*What you should do*: Looking at the data below, count the lines that contain the string "React". Write only the total.

*Data block*:
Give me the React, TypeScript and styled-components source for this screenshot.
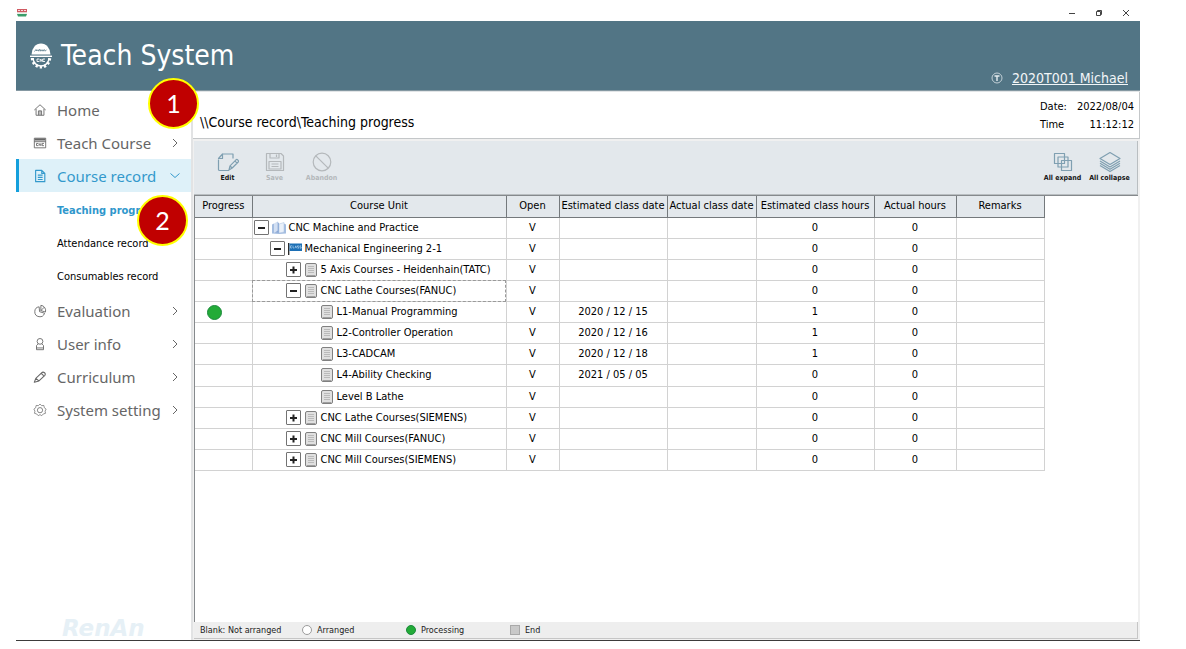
import React from "react";
import styled, { createGlobalStyle, css } from "styled-components";

const uiFont = `"DejaVu Sans Condensed", Tahoma, "DejaVu Sans", sans-serif`;

const GlobalStyle = createGlobalStyle`
  *, *::before, *::after { box-sizing: border-box; }
  body { margin: 0; background: #fff; color: #000; font-family: ${uiFont}; font-size: 11px; }
  button { font: inherit; color: inherit; background: none; border: 0; padding: 0; }
  a { color: inherit; text-decoration: none; }
  ul { list-style: none; margin: 0; padding: 0; }
`;

const Page = styled.div`
  min-height: 100vh;
  padding: 5px 46px 8px 16px;
  display: flex;
  flex-direction: column;
`;

const TitleBar = styled.div`
  height: 16px;
  display: flex;
  align-items: center;
  justify-content: space-between;
  padding: 0 8px 0 1px;
  color: #444;
`;

const WindowControls = styled.div`
  display: flex;
  gap: 15px;
`;

const WindowButton = styled.button`
  width: 12px;
  height: 16px;
  display: grid;
  place-items: center;
`;

const Header = styled.header`
  height: 70px;
  background: #527585;
  color: #fff;
  display: flex;
  align-items: flex-end;
  justify-content: space-between;
  border-bottom: 1px solid #8598a2;
`;

const Brand = styled.h1`
  margin: 0;
  padding: 0 0 17px 14px;
  display: flex;
  align-items: center;
  gap: 9px;
  font-size: 28px;
  line-height: 34px;
  font-weight: 400;
`;

const UserLink = styled.a`
  display: flex;
  align-items: center;
  gap: 9px;
  padding: 0 12px 3px 0;
  font-size: 14px;
  line-height: 18px;
  color: #f2f6f8;
  span { text-decoration: underline; }
`;

const Body = styled.div`
  flex: 1;
  display: flex;
  border-bottom: 1px solid #3c3c3c;
`;

const Sidebar = styled.nav`
  position: relative;
  width: 175px;
  flex: none;
  display: flex;
  flex-direction: column;
  padding-top: 2px;
`;

const NavItem = styled.a<{ $active?: boolean }>`
  height: 33px;
  display: grid;
  grid-template-columns: 14px 1fr 12px;
  column-gap: 10px;
  align-items: center;
  padding: 0 10px 0 14px;
  border-left: 3px solid transparent;
  font-family: "Noto Sans", sans-serif;
  font-size: 15px;
  line-height: 20px;
  white-space: nowrap;
  color: #666;
  span { min-width: 0; }
  ${(p) =>
    p.$active &&
    css`
      color: #3399cc;
      background: #def1f9;
      border-left-color: #149fdc;
    `}
`;

const SubMenu = styled.ul`
  padding: 2px 0 1px 41px;
`;

const SubLink = styled.a<{ $current?: boolean }>`
  display: block;
  height: 33px;
  line-height: 33px;
  font-size: 11px;
  white-space: nowrap;
  color: ${(p) => (p.$current ? "#2f97cc" : "#000")};
  font-weight: ${(p) => (p.$current ? 700 : 400)};
`;

const Watermark = styled.div`
  margin-top: auto;
  padding-left: 46px;
  font: italic 700 23px/24px "DejaVu Sans", sans-serif;
  color: #e6f0f6;
`;

const Step = styled.div<{ $left: number; $top: number }>`
  position: absolute;
  z-index: 2;
  left: ${(p) => p.$left}px;
  top: ${(p) => p.$top}px;
  width: 51px;
  height: 51px;
  border: 2px solid #ffff00;
  border-radius: 50%;
  background: #c00000;
  color: #fff;
  text-align: center;
  font: 25px/46px Lato, sans-serif;
`;

const Main = styled.main`
  flex: 1;
  min-width: 0;
  display: flex;
  flex-direction: column;
  background: #f0f0f0;
  border-left: 2px solid #e2e3e4;
  border-top: 1px solid #e2e5e7;
  padding: 0 2px 1px 1px;
`;

const PathBar = styled.div`
  height: 47px;
  display: flex;
  justify-content: space-between;
  align-items: center;
  margin: 0 -2px 0 -1px;
  padding: 0 5px 0 7px;
  background: #fff;
  border: solid #c4c7c9;
  border-width: 0 1px 1px 0;
`;

const Path = styled.h2`
  margin: 0;
  padding-top: 14px;
  font-size: 14px;
  line-height: 18px;
  font-weight: 400;
`;

const Clock = styled.dl`
  margin: 0;
  padding-top: 1px;
  display: grid;
  grid-template-columns: auto auto;
  column-gap: 10px;
  font-size: 11px;
  line-height: 18px;
  dd { margin: 0; text-align: right; }
`;

const Toolbar = styled.div`
  height: 54px;
  margin-top: 2px;
  display: flex;
  justify-content: space-between;
  padding: 10px 4px 0 10px;
  background: #e3e8ec;
  border: solid #b9bec1;
  border-width: 0 1px 1px 0;
`;

const ToolGroup = styled.div`
  display: flex;
`;

const ToolButton = styled.button`
  width: 47px;
  display: flex;
  flex-direction: column;
  align-items: center;
  font-size: 7px;
  line-height: 10px;
  font-weight: 700;
  white-space: nowrap;
  color: #151515;
  svg { color: #7f9fb1; }
  &:disabled, &:disabled svg { color: #b4b8bb; }
`;

const GridArea = styled.div`
  flex: 1;
  background: #fff;
  border-left: 1px solid #85898c;
  border-top: 1px solid #85898c;
`;

const Grid = styled.table`
  width: 849px;
  height: 275px;
  table-layout: fixed;
  border-collapse: collapse;
  line-height: 16px;
`;

const HeadCell = styled.th`
  height: 21px;
  padding: 0;
  font-weight: 400;
  white-space: nowrap;
  background: #e3e8ec;
  border: solid #74797c;
  border-width: 0 1px 1px 0;
`;

const Cell = styled.td`
  height: 21px;
  padding: 0;
  text-align: center;
  white-space: nowrap;
  border: solid #d2d2d2;
  border-width: 0 1px 1px 0;
`;

const ProgressCell = styled(Cell)`
  padding-left: 12px;
  text-align: left;
`;

const UnitCell = styled(Cell)<{ $focused?: boolean }>`
  ${(p) => p.$focused && "outline: 1px dashed #9a9a9a; outline-offset: -1px;"}
`;

const Unit = styled.div<{ $level: number }>`
  display: flex;
  align-items: center;
  height: 20px;
  padding-left: ${(p) => 1 + p.$level * 16}px;
`;

const Toggle = styled.button`
  width: 15px;
  height: 15px;
  flex: none;
  display: grid;
  place-items: center;
  border: 1px solid #737373;
  border-radius: 1px;
  background: #fff;
`;

const ToggleGap = styled.span`
  width: 15px;
  flex: none;
`;

const UnitIcon = styled.span`
  width: 20px;
  flex: none;
  display: grid;
  place-items: center;
`;

const Dot = styled.span<{ $size: number; $filled?: boolean }>`
  display: inline-block;
  vertical-align: middle;
  width: ${(p) => p.$size}px;
  height: ${(p) => p.$size}px;
  border-radius: 50%;
  border: 1px solid ${(p) => (p.$filled ? "#1b8a3c" : "#9c9c9c")};
  background: ${(p) => (p.$filled ? "#23ab38" : "#fff")};
`;

const EndBox = styled.span`
  width: 10px;
  height: 10px;
  border: 1px solid #a9a9a9;
  background: #c9c9c9;
`;

const Legend = styled.div`
  height: 17px;
  display: grid;
  grid-template-columns: 102px 104px 104px auto;
  align-items: center;
  padding-left: 6px;
  font-size: 9px;
  line-height: 14px;
  background: #eee;
  border: solid #c6c6c6;
  border-width: 0 1px 1px 0;
  color: #222;
`;

const LegendItem = styled.span`
  display: flex;
  align-items: center;
  gap: 5px;
`;

const Svg = ({ size = 14, box = 16, children, width = 1 }: { size?: number; box?: number; width?: number; children: React.ReactNode }) => (
  <svg width={size} height={size} viewBox={`0 0 ${box} ${box}`} fill="none" stroke="currentColor" strokeWidth={width} strokeLinejoin="round" aria-hidden="true">
    {children}
  </svg>
);

const navIcons = {
  home: (
    <Svg>
      <path d="M1.5 8 8 2l6.5 6M3.5 6.8V14h9V6.8M6.2 14V9h3.6v5M8 9v5" />
    </Svg>
  ),
  course: (
    <Svg>
      <path d="M1.5 2.5h13v11h-13z" />
      <path d="M2 4h12" strokeWidth="2.4" />
      <path d="M1.5 6.5h13" />
      <path d="M6 8.500H4v2.500h2M7 11.200V8.600l2 2.400V8.300M12.500 8.500h-2v2.500h2" />
    </Svg>
  ),
  record: (
    <Svg>
      <path d="M3 1.500h7l3.500 3.500v9.500H3zM10 1.500V5h3.500M5.500 7h5.500M5.500 9.500h5.500M5.500 12h5.500" strokeWidth="1.300" />
    </Svg>
  ),
  evaluation: (
    <Svg>
      <path d="M7 3.200a5.700 5.700 0 1 0 6.200 7.300L7.500 8.800z" />
      <path d="M9 1.500v6l5.200 1.700A6 6 0 0 0 9 1.500zM9 7.500l4-4" />
    </Svg>
  ),
  user: (
    <Svg>
      <circle cx="8" cy="5" r="3.300" />
      <path d="M6 7.800 4 9.800v4.700h8V9.800l-2-2M4 12.500h8" />
    </Svg>
  ),
  pencil: (
    <Svg width={1.2}>
      <path d="M1.500 14 3.200 9.500l6.600-6.300c2-1.900 5.900.6 3.500 3.200L6.800 12.500zM8.600 4.500c1.500-.6 3.600 1 3.200 3M3.200 9.500l3.600 3" />
    </Svg>
  ),
  gear: (
    <Svg>
      <path d="M8 1.200 9.800 3l2.600-.2.500 2.600L15 7l-1.200 2.300.5 2.500-2.500.7L10 14.500l-2-1.200-2 1.200-1.800-2-2.500-.7.500-2.500L1 7l2.100-1.600.5-2.600L6.200 3z" strokeWidth=".8" />
      <circle cx="8" cy="8.200" r="3" strokeWidth=".9" />
    </Svg>
  ),
};

const Chevron = ({ open }: { open?: boolean }) => (
  <Svg size={12} box={12}>
    <path d={open ? "M1.500 3.500 6 7.500l4.500-4" : "M4 2 8 6l-4 4"} />
  </Svg>
);

const Logo = () => (
  <svg width="22" height="28" viewBox="0 0 22 28" aria-hidden="true">
    <path d="M1.500 12.500a9.500 11 0 0 1 19 0z" fill="#fff" />
    <path d="M4.500 9.500l1.500-2 .8 1.500 1.200-1.300.8 1.500 1-2 1 2 1.200-1.500 1 1.500 1.200-1.700 1 1.700 1.300-1.500" stroke="#527585" strokeWidth=".8" fill="none" />
    <path d="M0 14.300h22" stroke="#fff" strokeWidth="1.400" />
    <path d="M3 16a8 8 0 0 0 16 0" fill="none" stroke="#fff" strokeWidth="1.500" />
    <path d="M2.300 16a8.700 9 0 0 0 17.400 0" fill="none" stroke="#fff" strokeWidth="3" strokeDasharray="2.200 2" />
    <path d="M9.300 17H7v2.500h2.300M10.200 19.800v-2.600l1.800 2.300v-2.600M15 17h-2.200v2.500H15" stroke="#fff" strokeWidth=".9" fill="none" />
  </svg>
);

const AppIcon = () => (
  <svg width="10" height="8" viewBox="0 0 10 8" aria-hidden="true">
    <path d="M0 0h10v3.500H0z" fill="#d05a62" />
    <path d="M1 1.500h2M4 1.500h2M7 1.500h2" stroke="#fff" strokeWidth=".8" />
    <path d="M0 3.500h10v1.500H0z" fill="#e9f2ea" />
    <path d="M0 5h10L9 7.500H1z" fill="#3a9d6a" />
  </svg>
);

const ClassSign = () => (
  <svg width="14" height="13" viewBox="0 0 14 13" aria-hidden="true">
    <path d="M.7 1v12" stroke="#222" strokeWidth="1.300" />
    <path d="M1.500 1.500H14v7.500H1.500z" fill="#1b6fb5" />
    <path d="M4 3.800H2.500V6H4M5 3.500V6h1.300M7 6.200l.8-2.400.8 2.400M10.800 3.800H9.500V5h1.300v1.200H9.500M13.200 3.800h-1.300V5h1.300v1.200h-1.300" stroke="#c9e2f6" strokeWidth=".6" fill="none" />
  </svg>
);

const Book = () => (
  <svg width="14" height="14" viewBox="0 0 14 14" aria-hidden="true">
    <path d="M0 3.500 2 2.500v8.500l5 .5 5-.5V2.500l2 1v9L7 13 0 12.500z" fill="#a4bde0" />
    <path d="M2 2.500 5.500.5v9L3 11.500H2z" fill="#d3e0f3" />
    <path d="M5.500.5 7 2.500v9.500l-4-.5 2.500-2z" fill="#8ba9d6" />
    <path d="M7 3 12 1.500V11l-5 1z" fill="#e9f0f9" stroke="#a9c0e0" strokeWidth=".5" />
  </svg>
);

const Sheet = () => (
  <svg width="12" height="14" viewBox="0 0 12 14" aria-hidden="true">
    <rect x=".5" y=".5" width="11" height="13" rx="1.500" fill="#e0e0e0" stroke="#808080" />
    <path d="M2 12.500h8" stroke="#a0a0a0" />
    <path d="M3 3.500h6M3 5.500h6M3 7.500h6M3 9.500h6" stroke="#b0b0b0" strokeWidth=".8" />
  </svg>
);

const toolIcons = {
  edit: (
    <Svg size={22} box={22} width={1.2}>
      <path d="M12 19.500H2.500c-.8 0-1-.4-1-1V8.500M1.500 7.500 5.500 3v4.500zM5.500 3h10.500v4.500" />
      <path d="m12 19 1-4.200 6-6c1.200-1 3.200 1 2.200 2.200l-6 6zM13 14.800l2.200 2.200M17.800 9.800l2.300 2.300" />
    </Svg>
  ),
  save: (
    <Svg size={22} box={22} width={1.2}>
      <path d="M2.500 2.500h14.500l2.500 2.500v14.500h-17z" />
      <path d="M6 2.500v4.500h9V2.500M12.500 3.500v2.500M5 10.500h12v7.500H5zM7.500 13h7M7.500 15.500h7" />
    </Svg>
  ),
  abandon: (
    <Svg size={22} box={22} width={1.2}>
      <circle cx="11" cy="11" r="8.800" />
      <path d="m4.800 4.800 12.400 12.400" />
    </Svg>
  ),
  expand: (
    <Svg size={22} box={22} width={1.200}>
      <path d="M2.500 2.500h10v10h-10zM6 6h10v10H6zM9.500 9.500h10v10h-10z" />
    </Svg>
  ),
  collapse: (
    <Svg size={22} box={22} width={1.200}>
      <path d="M11 1.500 21 7.500l-10 6-10-6z" />
      <path d="m1 10 10 6 10-6M1 12.300l10 6 10-6M1 14.600l10 6 10-6" />
    </Svg>
  ),
};

type IconName = keyof typeof navIcons;

const topItems: { icon: IconName; label: string; expandable: boolean; active?: boolean }[] = [
  { icon: "home", label: "Home", expandable: false },
  { icon: "course", label: "Teach Course", expandable: true },
  { icon: "record", label: "Course record", expandable: true, active: true },
];

const bottomItems: typeof topItems = [
  { icon: "evaluation", label: "Evaluation", expandable: true },
  { icon: "user", label: "User info", expandable: true },
  { icon: "pencil", label: "Curriculum", expandable: true },
  { icon: "gear", label: "System setting", expandable: true },
];

const columns: [string, number][] = [
  ["Progress", 57],
  ["Course Unit", 254],
  ["Open", 53],
  ["Estimated class date", 108],
  ["Actual class date", 89],
  ["Estimated class hours", 118],
  ["Actual hours", 82],
  ["Remarks", 88],
];

interface Row {
  name: string;
  level: number;
  kind: "book" | "class" | "sheet";
  open?: boolean;
  date?: string;
  hours: number;
  processing?: boolean;
  focused?: boolean;
}

const rows: Row[] = [
  { name: "CNC Machine and Practice", level: 0, kind: "book", open: true, hours: 0 },
  { name: "Mechanical Engineering 2-1", level: 1, kind: "class", open: true, hours: 0 },
  { name: "5 Axis Courses - Heidenhain(TATC)", level: 2, kind: "sheet", open: false, hours: 0 },
  { name: "CNC Lathe Courses(FANUC)", level: 2, kind: "sheet", open: true, hours: 0, focused: true },
  { name: "L1-Manual Programming", level: 3, kind: "sheet", date: "2020 / 12 / 15", hours: 1, processing: true },
  { name: "L2-Controller Operation", level: 3, kind: "sheet", date: "2020 / 12 / 16", hours: 1 },
  { name: "L3-CADCAM", level: 3, kind: "sheet", date: "2020 / 12 / 18", hours: 1 },
  { name: "L4-Ability Checking", level: 3, kind: "sheet", date: "2021 / 05 / 05", hours: 0 },
  { name: "Level B Lathe", level: 3, kind: "sheet", hours: 0 },
  { name: "CNC Lathe Courses(SIEMENS)", level: 2, kind: "sheet", open: false, hours: 0 },
  { name: "CNC Mill Courses(FANUC)", level: 2, kind: "sheet", open: false, hours: 0 },
  { name: "CNC Mill Courses(SIEMENS)", level: 2, kind: "sheet", open: false, hours: 0 },
];

const NavLinks = ({ items }: { items: typeof topItems }) => (
  <>
    {items.map((item) => (
      <NavItem key={item.label} href="#" $active={item.active}>
        {navIcons[item.icon]}
        <span>{item.label}</span>
        {item.expandable && <Chevron open={item.active} />}
      </NavItem>
    ))}
  </>
);

export default function App() {
  return (
    <Page>
      <GlobalStyle />
      <TitleBar>
        <AppIcon />
        <WindowControls>
          <WindowButton aria-label="Minimize">
            <Svg size={10} box={10}><path d="M2 5.500h6" /></Svg>
          </WindowButton>
          <WindowButton aria-label="Restore">
            <Svg size={10} box={10}><path d="M2.500 3.500h4v4h-4zM3.500 3.500v-1h4v4h-1" /></Svg>
          </WindowButton>
          <WindowButton aria-label="Close">
            <Svg size={10} box={10}><path d="m2 2 6 6M8 2 2 8" /></Svg>
          </WindowButton>
        </WindowControls>
      </TitleBar>
      <Header>
        <Brand>
          <Logo />
          Teach System
        </Brand>
        <UserLink href="#">
          <svg width="12" height="12" viewBox="0 0 12 12" fill="none" stroke="#c3d0d7" aria-hidden="true">
            <circle cx="6" cy="6" r="5" />
            <path d="M3.500 4h5M6 4v5" strokeWidth="1.400" stroke="#e6edf0" />
          </svg>
          <span>2020T001 Michael</span>
        </UserLink>
      </Header>
      <Body>
        <Sidebar aria-label="Sections">
          <NavLinks items={topItems} />
          <SubMenu>
            <li><SubLink href="#" $current>Teaching progress</SubLink></li>
            <li><SubLink href="#">Attendance record</SubLink></li>
            <li><SubLink href="#">Consumables record</SubLink></li>
          </SubMenu>
          <NavLinks items={bottomItems} />
          <Watermark>RenAn</Watermark>
          <Step $left={132} $top={-13}>1</Step>
          <Step $left={121} $top={104}>2</Step>
        </Sidebar>
        <Main>
          <PathBar>
            <Path>\\Course record\Teaching progress</Path>
            <Clock>
              <dt>Date:</dt>
              <dd>2022/08/04</dd>
              <dt>Time</dt>
              <dd>11:12:12</dd>
            </Clock>
          </PathBar>
          <Toolbar>
            <ToolGroup>
              <ToolButton>{toolIcons.edit}Edit</ToolButton>
              <ToolButton disabled>{toolIcons.save}Save</ToolButton>
              <ToolButton disabled>{toolIcons.abandon}Abandon</ToolButton>
            </ToolGroup>
            <ToolGroup>
              <ToolButton>{toolIcons.expand}All expand</ToolButton>
              <ToolButton>{toolIcons.collapse}All collapse</ToolButton>
            </ToolGroup>
          </Toolbar>
          <GridArea>
            <Grid>
              <colgroup>
                {columns.map(([name, width]) => (
                  <col key={name} width={width} />
                ))}
              </colgroup>
              <thead>
                <tr>
                  {columns.map(([name]) => (
                    <HeadCell key={name} scope="col">{name}</HeadCell>
                  ))}
                </tr>
              </thead>
              <tbody>
                {rows.map((row) => (
                  <tr key={row.name}>
                    <ProgressCell>{row.processing && <Dot $size={15} $filled />}</ProgressCell>
                    <UnitCell $focused={row.focused}>
                      <Unit $level={row.level}>
                        {row.open === undefined ? (
                          <ToggleGap />
                        ) : (
                          <Toggle aria-label={row.open ? "Collapse" : "Expand"}>
                            <Svg size={9} box={9} width={2}>
                              <path d={row.open ? "M1 5h7" : "M1 5h7M4.500 1.500v7"} stroke="#222" />
                            </Svg>
                          </Toggle>
                        )}
                        <UnitIcon>
                          {row.kind === "book" ? <Book /> : row.kind === "class" ? <ClassSign /> : <Sheet />}
                        </UnitIcon>
                        {row.name}
                      </Unit>
                    </UnitCell>
                    <Cell>V</Cell>
                    <Cell>{row.date}</Cell>
                    <Cell />
                    <Cell>{row.hours}</Cell>
                    <Cell>0</Cell>
                    <Cell />
                  </tr>
                ))}
              </tbody>
            </Grid>
          </GridArea>
          <Legend>
            <span>Blank: Not arranged</span>
            <LegendItem><Dot $size={10} />Arranged</LegendItem>
            <LegendItem><Dot $size={10} $filled />Processing</LegendItem>
            <LegendItem><EndBox />End</LegendItem>
          </Legend>
        </Main>
      </Body>
    </Page>
  );
}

*Correct response*: 3